▶ **Requirement**
Check each line of the data for "component" and select those that have it.

Dataset records
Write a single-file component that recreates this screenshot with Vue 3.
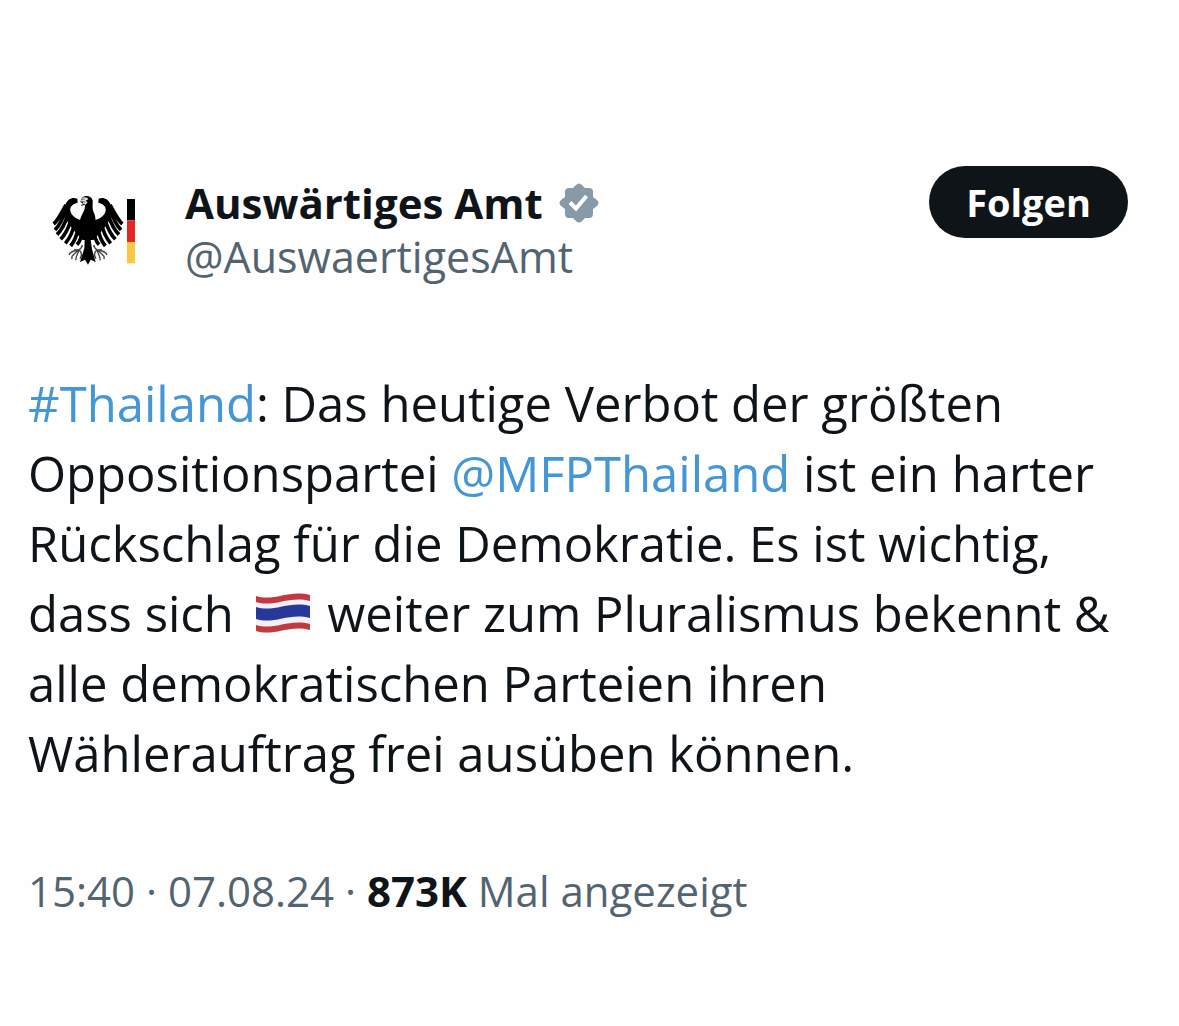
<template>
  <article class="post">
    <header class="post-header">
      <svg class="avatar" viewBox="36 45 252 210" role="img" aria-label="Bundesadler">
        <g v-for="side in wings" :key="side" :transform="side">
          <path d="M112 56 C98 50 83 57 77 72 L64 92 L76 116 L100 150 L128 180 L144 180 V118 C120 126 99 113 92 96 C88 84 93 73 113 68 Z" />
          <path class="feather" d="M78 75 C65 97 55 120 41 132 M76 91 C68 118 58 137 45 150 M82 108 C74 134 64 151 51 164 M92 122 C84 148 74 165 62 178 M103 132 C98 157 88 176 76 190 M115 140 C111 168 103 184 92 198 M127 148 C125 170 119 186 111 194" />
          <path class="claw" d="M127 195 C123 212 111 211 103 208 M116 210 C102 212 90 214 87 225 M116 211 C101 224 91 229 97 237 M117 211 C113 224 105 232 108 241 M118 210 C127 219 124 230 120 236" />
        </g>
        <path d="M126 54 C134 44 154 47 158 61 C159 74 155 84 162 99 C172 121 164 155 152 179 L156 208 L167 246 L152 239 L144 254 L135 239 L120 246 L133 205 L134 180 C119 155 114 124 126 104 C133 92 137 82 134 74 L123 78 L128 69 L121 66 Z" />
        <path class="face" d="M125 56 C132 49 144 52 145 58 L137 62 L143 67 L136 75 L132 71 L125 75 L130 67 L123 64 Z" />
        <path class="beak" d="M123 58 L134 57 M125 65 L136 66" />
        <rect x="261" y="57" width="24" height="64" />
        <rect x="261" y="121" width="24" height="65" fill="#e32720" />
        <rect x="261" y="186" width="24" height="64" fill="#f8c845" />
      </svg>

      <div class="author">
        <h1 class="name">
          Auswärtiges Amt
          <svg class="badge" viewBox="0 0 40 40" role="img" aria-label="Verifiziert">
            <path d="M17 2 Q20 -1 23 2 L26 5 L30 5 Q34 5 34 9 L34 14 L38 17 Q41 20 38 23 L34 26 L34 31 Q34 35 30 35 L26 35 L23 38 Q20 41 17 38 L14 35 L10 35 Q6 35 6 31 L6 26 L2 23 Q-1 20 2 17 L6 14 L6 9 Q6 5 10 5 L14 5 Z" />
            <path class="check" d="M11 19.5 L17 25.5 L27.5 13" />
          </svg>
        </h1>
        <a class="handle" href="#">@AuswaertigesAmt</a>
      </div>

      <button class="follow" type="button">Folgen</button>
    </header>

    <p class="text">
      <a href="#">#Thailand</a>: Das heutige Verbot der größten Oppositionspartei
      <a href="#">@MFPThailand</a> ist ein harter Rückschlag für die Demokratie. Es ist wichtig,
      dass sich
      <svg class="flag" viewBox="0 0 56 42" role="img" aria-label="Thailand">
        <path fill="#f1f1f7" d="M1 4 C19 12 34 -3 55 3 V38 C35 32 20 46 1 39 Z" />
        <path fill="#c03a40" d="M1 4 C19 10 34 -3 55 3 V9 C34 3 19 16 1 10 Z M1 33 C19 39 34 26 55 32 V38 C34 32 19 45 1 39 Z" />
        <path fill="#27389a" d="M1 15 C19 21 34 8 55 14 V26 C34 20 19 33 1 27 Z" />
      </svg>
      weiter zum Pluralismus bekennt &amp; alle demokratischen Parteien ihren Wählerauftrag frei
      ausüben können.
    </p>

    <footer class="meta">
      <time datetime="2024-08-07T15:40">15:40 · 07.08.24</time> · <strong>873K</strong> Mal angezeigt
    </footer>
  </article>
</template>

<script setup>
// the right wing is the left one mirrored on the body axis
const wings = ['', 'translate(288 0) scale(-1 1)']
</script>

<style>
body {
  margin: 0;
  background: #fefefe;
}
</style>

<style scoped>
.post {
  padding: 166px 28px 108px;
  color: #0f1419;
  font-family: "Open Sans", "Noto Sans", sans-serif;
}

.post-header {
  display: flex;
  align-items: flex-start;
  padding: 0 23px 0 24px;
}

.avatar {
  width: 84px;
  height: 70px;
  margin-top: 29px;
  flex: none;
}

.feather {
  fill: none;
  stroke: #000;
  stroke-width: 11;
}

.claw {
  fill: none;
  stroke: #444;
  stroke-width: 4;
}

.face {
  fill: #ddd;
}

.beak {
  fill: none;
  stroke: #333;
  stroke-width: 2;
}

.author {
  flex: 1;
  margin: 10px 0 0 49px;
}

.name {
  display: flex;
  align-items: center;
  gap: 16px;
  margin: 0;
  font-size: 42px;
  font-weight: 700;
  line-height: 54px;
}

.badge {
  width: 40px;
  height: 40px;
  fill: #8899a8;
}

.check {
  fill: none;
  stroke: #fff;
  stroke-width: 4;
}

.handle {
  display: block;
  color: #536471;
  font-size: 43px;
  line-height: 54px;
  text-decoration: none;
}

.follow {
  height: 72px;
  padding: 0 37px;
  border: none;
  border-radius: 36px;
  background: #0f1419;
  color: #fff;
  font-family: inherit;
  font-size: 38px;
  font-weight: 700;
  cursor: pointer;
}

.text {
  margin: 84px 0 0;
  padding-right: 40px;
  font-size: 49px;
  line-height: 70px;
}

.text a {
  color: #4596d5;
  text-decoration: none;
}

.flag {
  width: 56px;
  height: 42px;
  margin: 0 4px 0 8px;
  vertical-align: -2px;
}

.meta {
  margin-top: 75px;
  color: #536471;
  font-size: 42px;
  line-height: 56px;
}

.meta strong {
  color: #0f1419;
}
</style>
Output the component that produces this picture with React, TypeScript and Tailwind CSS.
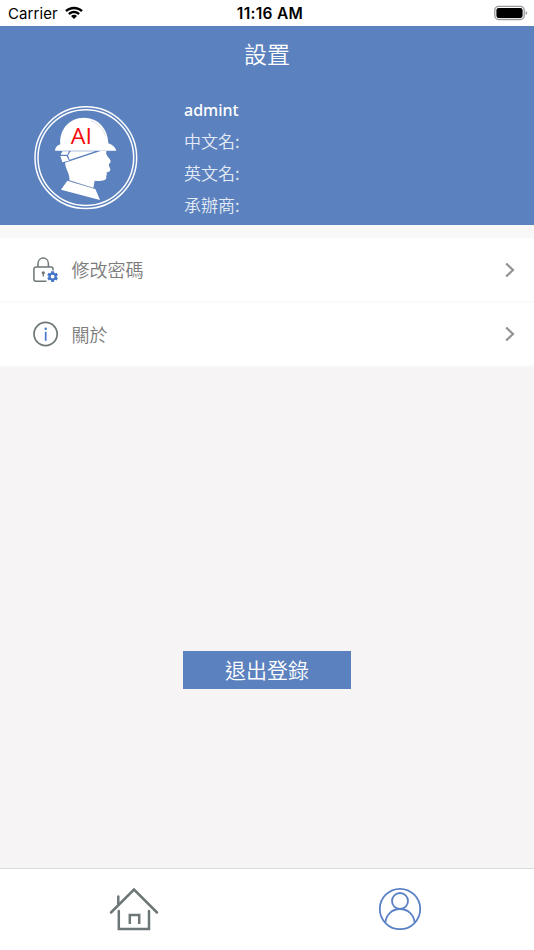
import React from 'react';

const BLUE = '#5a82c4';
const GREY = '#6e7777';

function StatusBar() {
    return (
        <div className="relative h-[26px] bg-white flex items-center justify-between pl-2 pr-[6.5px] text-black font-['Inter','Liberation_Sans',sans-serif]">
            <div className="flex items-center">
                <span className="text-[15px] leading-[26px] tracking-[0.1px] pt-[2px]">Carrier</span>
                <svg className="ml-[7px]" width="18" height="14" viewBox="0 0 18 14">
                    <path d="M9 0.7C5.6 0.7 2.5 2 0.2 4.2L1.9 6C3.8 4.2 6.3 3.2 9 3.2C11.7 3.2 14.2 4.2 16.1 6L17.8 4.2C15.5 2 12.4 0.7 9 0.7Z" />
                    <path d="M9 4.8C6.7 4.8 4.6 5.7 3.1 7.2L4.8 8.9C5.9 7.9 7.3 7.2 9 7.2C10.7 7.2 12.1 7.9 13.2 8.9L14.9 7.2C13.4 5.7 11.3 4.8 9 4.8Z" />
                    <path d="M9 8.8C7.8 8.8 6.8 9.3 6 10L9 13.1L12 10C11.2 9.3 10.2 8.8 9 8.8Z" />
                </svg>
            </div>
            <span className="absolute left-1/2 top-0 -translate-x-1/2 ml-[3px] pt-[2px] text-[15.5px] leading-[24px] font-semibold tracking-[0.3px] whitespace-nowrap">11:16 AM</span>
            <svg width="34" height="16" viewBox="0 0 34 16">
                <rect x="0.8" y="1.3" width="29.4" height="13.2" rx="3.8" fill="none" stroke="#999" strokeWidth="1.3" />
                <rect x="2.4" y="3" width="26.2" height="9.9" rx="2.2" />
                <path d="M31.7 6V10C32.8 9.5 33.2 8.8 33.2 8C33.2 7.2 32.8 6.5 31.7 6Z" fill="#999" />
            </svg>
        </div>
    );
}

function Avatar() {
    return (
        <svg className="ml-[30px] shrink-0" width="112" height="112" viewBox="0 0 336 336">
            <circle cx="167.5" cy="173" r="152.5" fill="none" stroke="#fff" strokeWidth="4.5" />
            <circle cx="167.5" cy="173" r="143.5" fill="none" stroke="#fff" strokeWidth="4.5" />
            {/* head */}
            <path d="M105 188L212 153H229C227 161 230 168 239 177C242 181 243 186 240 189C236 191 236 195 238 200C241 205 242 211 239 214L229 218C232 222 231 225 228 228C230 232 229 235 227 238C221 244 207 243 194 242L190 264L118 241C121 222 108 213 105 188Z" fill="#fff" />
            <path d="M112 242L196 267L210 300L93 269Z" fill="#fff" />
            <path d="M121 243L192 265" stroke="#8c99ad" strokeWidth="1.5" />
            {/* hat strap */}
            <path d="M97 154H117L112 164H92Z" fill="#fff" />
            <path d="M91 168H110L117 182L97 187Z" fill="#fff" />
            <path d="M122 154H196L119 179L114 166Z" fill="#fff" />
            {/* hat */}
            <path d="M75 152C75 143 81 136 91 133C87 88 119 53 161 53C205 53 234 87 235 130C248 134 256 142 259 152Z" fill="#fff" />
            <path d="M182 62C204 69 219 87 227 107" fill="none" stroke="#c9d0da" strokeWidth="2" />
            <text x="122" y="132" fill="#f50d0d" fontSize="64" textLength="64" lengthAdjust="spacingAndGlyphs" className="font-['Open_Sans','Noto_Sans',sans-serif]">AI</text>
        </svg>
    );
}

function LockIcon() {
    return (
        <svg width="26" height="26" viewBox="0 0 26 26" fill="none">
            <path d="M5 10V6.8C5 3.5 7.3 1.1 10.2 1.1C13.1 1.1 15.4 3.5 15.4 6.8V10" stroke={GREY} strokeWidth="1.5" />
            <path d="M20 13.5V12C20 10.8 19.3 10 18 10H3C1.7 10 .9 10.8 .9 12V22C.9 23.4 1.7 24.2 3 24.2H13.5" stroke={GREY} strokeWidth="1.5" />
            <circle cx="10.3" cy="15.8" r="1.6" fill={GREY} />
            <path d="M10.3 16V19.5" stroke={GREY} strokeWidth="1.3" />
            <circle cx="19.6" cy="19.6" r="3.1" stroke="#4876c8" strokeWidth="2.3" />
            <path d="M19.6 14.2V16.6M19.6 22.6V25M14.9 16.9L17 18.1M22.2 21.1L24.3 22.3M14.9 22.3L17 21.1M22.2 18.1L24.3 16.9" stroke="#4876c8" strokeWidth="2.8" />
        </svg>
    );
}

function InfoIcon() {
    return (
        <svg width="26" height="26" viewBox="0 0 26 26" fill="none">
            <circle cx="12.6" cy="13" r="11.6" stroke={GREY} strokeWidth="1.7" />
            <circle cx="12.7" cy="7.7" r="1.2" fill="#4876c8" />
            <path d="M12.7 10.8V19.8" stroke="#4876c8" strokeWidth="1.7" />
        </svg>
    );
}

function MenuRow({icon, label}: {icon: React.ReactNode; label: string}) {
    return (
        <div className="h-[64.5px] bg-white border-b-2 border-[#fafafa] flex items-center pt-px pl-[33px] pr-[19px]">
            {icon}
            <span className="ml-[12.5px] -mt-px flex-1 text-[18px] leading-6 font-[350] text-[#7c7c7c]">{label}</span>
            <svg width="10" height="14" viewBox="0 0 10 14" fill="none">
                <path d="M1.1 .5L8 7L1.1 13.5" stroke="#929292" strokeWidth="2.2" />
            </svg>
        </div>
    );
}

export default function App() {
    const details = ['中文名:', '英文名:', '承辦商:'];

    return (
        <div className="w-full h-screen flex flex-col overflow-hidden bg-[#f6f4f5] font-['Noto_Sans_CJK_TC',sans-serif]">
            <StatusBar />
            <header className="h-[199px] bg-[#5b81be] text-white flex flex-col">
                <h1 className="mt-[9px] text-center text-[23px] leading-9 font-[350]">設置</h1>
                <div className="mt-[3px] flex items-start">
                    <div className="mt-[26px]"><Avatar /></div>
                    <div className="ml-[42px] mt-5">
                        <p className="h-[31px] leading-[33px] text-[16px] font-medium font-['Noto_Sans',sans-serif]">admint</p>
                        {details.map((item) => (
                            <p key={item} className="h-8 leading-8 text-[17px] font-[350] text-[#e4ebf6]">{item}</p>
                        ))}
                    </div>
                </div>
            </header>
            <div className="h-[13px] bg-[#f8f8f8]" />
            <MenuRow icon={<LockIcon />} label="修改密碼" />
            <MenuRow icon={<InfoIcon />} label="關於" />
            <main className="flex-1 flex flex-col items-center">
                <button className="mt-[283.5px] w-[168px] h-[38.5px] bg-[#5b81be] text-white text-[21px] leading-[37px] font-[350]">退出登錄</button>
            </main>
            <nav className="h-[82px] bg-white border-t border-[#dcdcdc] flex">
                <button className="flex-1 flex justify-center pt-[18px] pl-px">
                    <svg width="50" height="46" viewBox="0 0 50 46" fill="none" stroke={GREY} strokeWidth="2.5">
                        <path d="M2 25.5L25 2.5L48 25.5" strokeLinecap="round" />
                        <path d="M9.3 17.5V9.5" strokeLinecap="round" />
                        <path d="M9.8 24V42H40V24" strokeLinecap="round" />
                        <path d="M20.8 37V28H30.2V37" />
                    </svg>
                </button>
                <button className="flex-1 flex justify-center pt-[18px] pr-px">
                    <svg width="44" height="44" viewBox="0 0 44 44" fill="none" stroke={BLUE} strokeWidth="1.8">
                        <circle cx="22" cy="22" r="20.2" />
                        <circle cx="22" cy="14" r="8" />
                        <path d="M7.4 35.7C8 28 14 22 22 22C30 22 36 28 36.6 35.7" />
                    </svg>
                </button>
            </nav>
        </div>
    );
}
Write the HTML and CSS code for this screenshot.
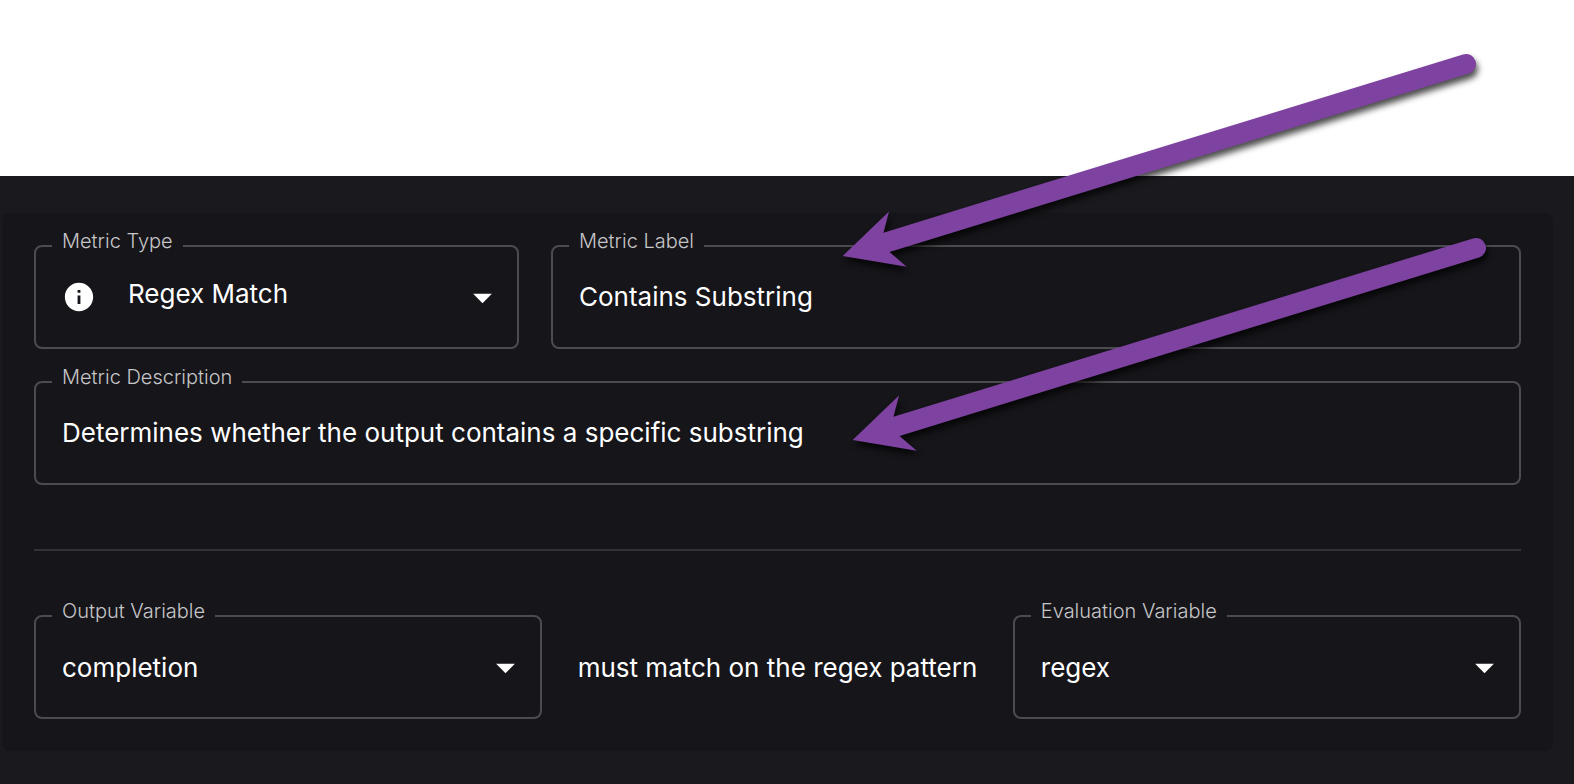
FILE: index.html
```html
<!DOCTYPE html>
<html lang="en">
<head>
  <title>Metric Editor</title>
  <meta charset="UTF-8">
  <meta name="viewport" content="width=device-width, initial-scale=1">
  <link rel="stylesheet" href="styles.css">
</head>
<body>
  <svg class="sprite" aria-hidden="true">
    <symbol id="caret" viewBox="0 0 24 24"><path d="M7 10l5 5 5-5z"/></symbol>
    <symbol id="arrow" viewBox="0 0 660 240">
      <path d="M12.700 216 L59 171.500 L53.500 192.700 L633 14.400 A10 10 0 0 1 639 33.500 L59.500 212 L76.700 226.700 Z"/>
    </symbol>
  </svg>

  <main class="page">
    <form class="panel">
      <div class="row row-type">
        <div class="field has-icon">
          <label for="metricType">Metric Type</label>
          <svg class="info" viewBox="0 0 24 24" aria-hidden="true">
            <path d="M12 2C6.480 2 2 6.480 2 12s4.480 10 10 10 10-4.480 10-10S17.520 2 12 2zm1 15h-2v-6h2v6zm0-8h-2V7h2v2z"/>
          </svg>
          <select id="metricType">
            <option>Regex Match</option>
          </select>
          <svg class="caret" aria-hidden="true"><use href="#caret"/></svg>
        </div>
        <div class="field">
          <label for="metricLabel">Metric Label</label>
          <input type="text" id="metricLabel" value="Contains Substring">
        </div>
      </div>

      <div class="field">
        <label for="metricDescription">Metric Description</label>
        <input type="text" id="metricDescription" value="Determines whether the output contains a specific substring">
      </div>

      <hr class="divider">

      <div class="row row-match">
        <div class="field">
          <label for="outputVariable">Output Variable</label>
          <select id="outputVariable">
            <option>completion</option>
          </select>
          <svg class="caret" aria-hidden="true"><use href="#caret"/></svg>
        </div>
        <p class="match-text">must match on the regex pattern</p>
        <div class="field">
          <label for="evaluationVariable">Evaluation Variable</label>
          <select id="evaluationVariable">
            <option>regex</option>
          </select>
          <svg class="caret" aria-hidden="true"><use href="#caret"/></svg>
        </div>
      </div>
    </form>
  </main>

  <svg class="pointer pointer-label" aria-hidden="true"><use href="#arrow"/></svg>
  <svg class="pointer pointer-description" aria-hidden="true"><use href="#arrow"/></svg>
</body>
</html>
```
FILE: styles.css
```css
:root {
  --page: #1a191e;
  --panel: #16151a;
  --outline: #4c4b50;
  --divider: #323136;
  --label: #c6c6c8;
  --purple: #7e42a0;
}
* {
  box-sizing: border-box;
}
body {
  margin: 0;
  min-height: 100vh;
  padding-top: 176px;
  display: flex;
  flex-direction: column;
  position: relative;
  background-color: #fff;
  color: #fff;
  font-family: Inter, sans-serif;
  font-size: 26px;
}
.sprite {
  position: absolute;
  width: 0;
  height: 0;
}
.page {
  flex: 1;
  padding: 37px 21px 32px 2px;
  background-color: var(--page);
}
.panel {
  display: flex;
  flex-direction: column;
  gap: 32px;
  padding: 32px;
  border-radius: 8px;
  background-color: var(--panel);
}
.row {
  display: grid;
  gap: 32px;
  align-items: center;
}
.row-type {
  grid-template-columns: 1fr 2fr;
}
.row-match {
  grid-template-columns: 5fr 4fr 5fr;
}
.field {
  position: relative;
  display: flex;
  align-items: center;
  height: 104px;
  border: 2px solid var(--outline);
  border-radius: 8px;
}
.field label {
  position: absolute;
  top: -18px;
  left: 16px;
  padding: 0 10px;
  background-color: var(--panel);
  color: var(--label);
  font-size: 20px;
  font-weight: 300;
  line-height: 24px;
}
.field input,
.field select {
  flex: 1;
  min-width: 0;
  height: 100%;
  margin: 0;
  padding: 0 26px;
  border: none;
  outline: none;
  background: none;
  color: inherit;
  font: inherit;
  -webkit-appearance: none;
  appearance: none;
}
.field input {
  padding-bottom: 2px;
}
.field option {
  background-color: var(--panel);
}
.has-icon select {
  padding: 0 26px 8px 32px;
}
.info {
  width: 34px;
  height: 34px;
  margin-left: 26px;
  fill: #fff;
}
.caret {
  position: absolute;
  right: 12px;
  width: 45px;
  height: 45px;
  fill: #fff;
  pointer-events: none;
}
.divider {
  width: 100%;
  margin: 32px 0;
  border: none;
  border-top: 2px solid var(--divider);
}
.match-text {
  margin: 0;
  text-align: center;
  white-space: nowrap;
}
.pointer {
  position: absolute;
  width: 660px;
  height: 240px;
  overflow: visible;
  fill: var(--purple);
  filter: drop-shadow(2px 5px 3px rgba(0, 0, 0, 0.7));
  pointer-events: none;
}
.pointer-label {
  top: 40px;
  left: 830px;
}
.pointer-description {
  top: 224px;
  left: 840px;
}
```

▶ **Expected answer**
Write a single-file component that recreates this screenshot with Vue 3.
Output the component that produces this picture with React, TypeScript and Tailwind CSS.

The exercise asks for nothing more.